One challenge: How does this strategy to serve businesses as they move around the world fare if the Russian war in Ukraine sparks deglobalization? If that’s happening already, Fillion hasn’t seen it yet, although he said companies are starting to bring production and sourcing back home. “I see more clients today switching from ‘just-in-time’ to ‘just-in-case,’ ” which amounts to “redomestication,” he said.
Fillion joined BNP Paribas right out of college and moved from Paris to Chicago for the bank. Later on, he lived in Los Angeles and then New York, where he’s now based, and has now spent four decades in the U.S.
“The world of banking is very different than it used to be,” he said, citing the complex geopolitical situation, the economy and the enhanced role of central banks, including the increased convergence of the European Central Bank and the U.S. Federal Reserve.
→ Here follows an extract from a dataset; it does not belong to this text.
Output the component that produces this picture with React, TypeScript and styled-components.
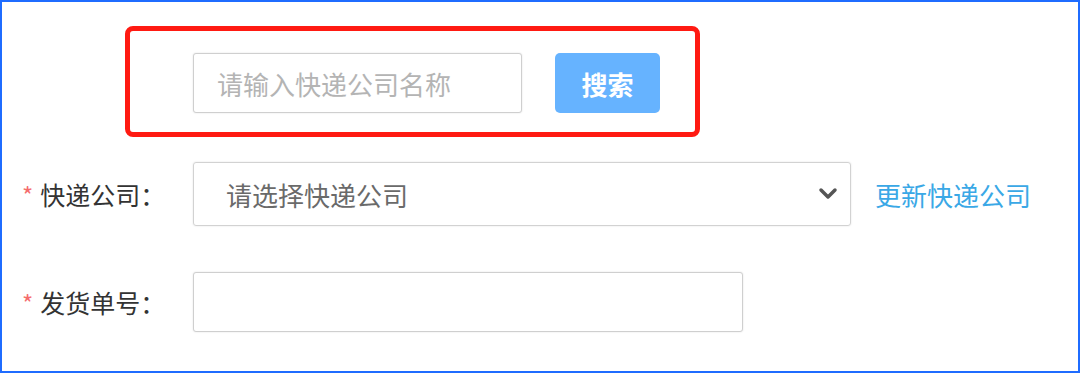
import React from "react";
import styled, { createGlobalStyle } from "styled-components";

const Global = createGlobalStyle`
  html, body { margin: 0; padding: 0; background: #fff; }
  body { font-family: "Noto Sans CJK SC", "Noto Sans", sans-serif; }
  * { box-sizing: border-box; }
`;

const Frame = styled.div`
  width: 1080px;
  height: 373px;
  border: 2px solid #1f6cff;
  background: #fff;
  display: flex;
  flex-direction: column;
`;

const SearchBox = styled.div`
  margin: 24px 0 0 123px;
  width: 575px;
  height: 111px;
  border: 5px solid #ff1a12;
  border-radius: 8px;
  display: flex;
  align-items: flex-start;
  padding: 22px 0 0 63px;
  gap: 33px;
`;

const TextInput = styled.input<{ $w: number; $h: number }>`
  width: ${(p) => p.$w}px;
  height: ${(p) => p.$h}px;
  border: 1px solid #cfcfcf;
  border-radius: 3px;
  box-shadow: 0 0 2px rgba(0, 0, 0, 0.12);
  padding: 0 23px;
  font-family: inherit;
  font-size: 26px;
  color: #555;
  outline: none;
  background: #fff;
  &::placeholder { color: #b4b4b4; }
`;

const SearchButton = styled.button`
  width: 105px;
  height: 60px;
  border: none;
  border-radius: 5px;
  background: #66b3ff;
  color: #fff;
  font-family: inherit;
  font-size: 26px;
  font-weight: 700;
  padding: 0;
`;

const Row = styled.div<{ $top: number }>`
  display: flex;
  align-items: center;
  margin-top: ${(p) => p.$top}px;
`;

const Label = styled.div`
  width: 191px;
  padding-left: 20px;
  display: flex;
  align-items: center;
  font-size: 25px;
  color: #333;
`;

const Star = styled.span`
  color: #f56c6c;
  font-size: 24px;
  line-height: 1;
  margin-right: 7px;
  position: relative;
  top: 1px;
`;

const Select = styled.div`
  width: 658px;
  height: 64px;
  border: 1px solid #d2d2d2;
  border-radius: 3px;
  box-shadow: 0 0 2px rgba(0, 0, 0, 0.12);
  display: flex;
  align-items: center;
  justify-content: space-between;
  padding: 0 12px 0 32px;
  font-size: 26px;
  color: #6a6a6a;
`;

const Link = styled.a`
  margin-left: 24px;
  font-size: 26px;
  color: #3aa8e6;
  text-decoration: none;
`;

export default function App() {
  return (
    <>
      <Global />
      <Frame>
        <SearchBox>
          <TextInput $w={329} $h={60} placeholder="请输入快递公司名称" />
          <SearchButton>搜索</SearchButton>
        </SearchBox>
        <Row $top={25}>
          <Label>
            <Star>*</Star>快递公司：
          </Label>
          <Select>
            <span>请选择快递公司</span>
            <svg width="20" height="14" viewBox="0 0 20 14">
              <polyline points="3,3 10,10 17,3" fill="none" stroke="#555" strokeWidth="3.5" strokeLinecap="round" strokeLinejoin="round" />
            </svg>
          </Select>
          <Link href="#">更新快递公司</Link>
        </Row>
        <Row $top={46}>
          <Label>
            <Star>*</Star>发货单号：
          </Label>
          <TextInput $w={550} $h={60} />
        </Row>
      </Frame>
    </>
  );
}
A more recent trend has been inflation, which was not part of the conversation even two years ago, he said. Now, everyone is aware of “the confusing time we’re going through with all the headwinds”: supply chain disruptions leading to higher prices; a hawkish Fed; and the Russian invasion of Ukraine triggering a crisis for both energy and refugees, especially in Europe. At the same time, “the U.S. economy is doing really well,” with BNP Paribas economists predicting 3% GDP growth in 2022.
“In spite of inflation and consumer confidence being more volatile, households are continuing to spend,” Fillion said. “This economy is still benefiting from a stimulus dimension.” That matters, he said, since some 70% of U.S. GDP is driven by consumption.
And although BNP Paribas is divesting Bank of the West, the bank still expects to maintain a large presence in the U.S., where it has 5,000 employees, Fillion said. It has grown recently through bolt-on acquisitions in its markets unit, such as Deutsche Bank’s prime brokerage, which brought electronic trading execution to BNP Paribas. The bank also signed an agreement to take over as many of Credit Suisse’s prime brokerage clients who want to move over to BNP after the Swiss bank said it would exit that business. The equity-research firm Exane, of which BNP Paribas recently bought the other half it didn’t already own, will also be expanding into the U.S. from its base in Europe.
How competitors are faring
BNP Paribas is not the only European-based bank moving away from serving U.S. retail customers.
“I think the European banks are all facing profitability pressures,” Hanley said. “A lot of them are withdrawing and rethinking the U.S. retail banking market because it’s not generating the returns they need.”
The strategy now, Hanley said, is to shift toward the higher end of the income scale. “In the future, I think overseas banks coming into the U.S. will concentrate on wealthy people,” he said, citing UBS’s acquisition of the robo advisor Wealthfront and HSBC’s strategy of placing branches in places where rich clients have overseas banking needs.
High-net-worth consumers continue to spend; they tend to buy things that need financing, like real estate; and they are less susceptible to inflation because they own assets that tend to appreciate in price, like stocks. All of this makes them uniquely positioned to be good clients right now, especially since, as Visa Chief Economist Wayne Best noted, the affluent have a spending-demand backlog of a quarter of a trillion dollars right now, much of which they plan to use for travel and other high-ticket items.
“Growth rates are higher in Asia and the U.S. than they are in Europe,” Hanley said. European banks “have to go abroad because it’s where the growth rates are. But they have found they can’t compete by trying to be mainstream competitors, so they’re going niche.”